Vivo desde hace casi cinco años en Reggio Emilia, al norte de Italia, a una hora de donde empezó la propagación del virus en Europa. Mi región es una de las más duramente afectadas y pioneras en la aplicación del confinamiento. La gran mayoría de la población lleva un mes y medio callada. No salimos más que para hacer la compra y las pocas veces que nos cruzamos con algún conocido nos saludamos velozmente y hacemos como si tuviéramos prisa para no pararnos a conversar. No tenemos prisa porque no vamos a ningún sitio y no llegamos tarde a nada pues apenas está permitido hacer nada. Hay tanto miedo.
En 1535 el Papa Pablo II encargó a Miguel Ángel la realización de la mayor pintura al fresco del mundo donde explicar sin palabras lo que nos sucederá a los humanos si no vivimos atendiendo a las leyes de Dios, a saber, la discriminación de nuestras almas entre cielo e infierno. El resultado, tras seis años de sobresfuerzo: El Juicio Final, en la Capilla Sixtina. Casi cinco siglos después otro Papa reconoció oficialmente que el infierno no existe, que es tan solo "un estado mental". Yo creo que si esa dimensión se puede resumir en una emoción es el miedo.

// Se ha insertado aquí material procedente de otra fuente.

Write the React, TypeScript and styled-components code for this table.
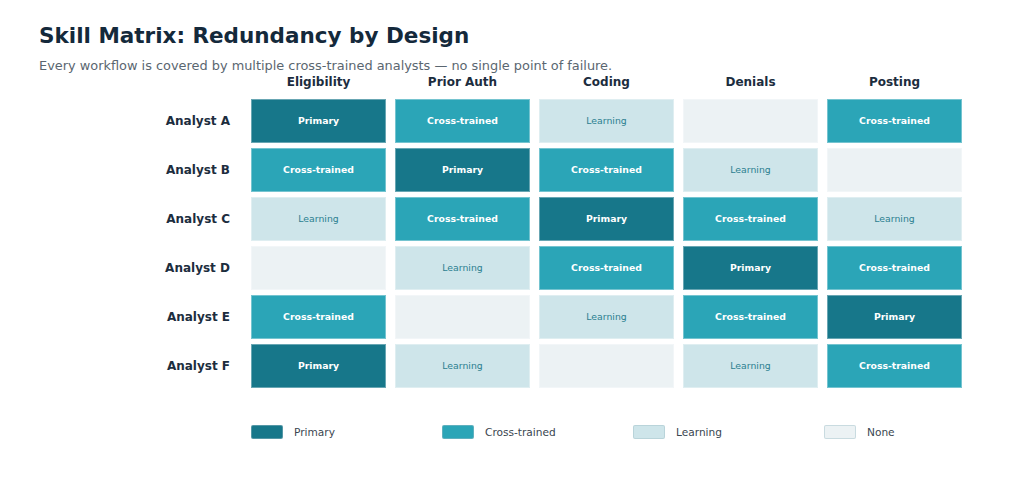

De entre todos los fragmentos del fresco, uno de los más atractivos es la entrada al infierno, abajo, a la derecha. Tengo la suerte de vivir junto a mi estudio y me permito largas sesiones de pintura, ahora más que nunca, terapéutica. He tenido ganas de hacer esta variación, de 130 x 170 cm, con la ilusión de que, plasmando esa negatividad sobre la tela, de algún modo la descargo de mí y de los que me rodean. Cuando acabe todo esto ojalá tengamos muy presentes la dignidad y ejemplaridad con la que los profesionales sanitarios están asumiendo la peor parte. En el mundo que empezará el día después, ellos deberían ser el ejemplo en el que inspirarse.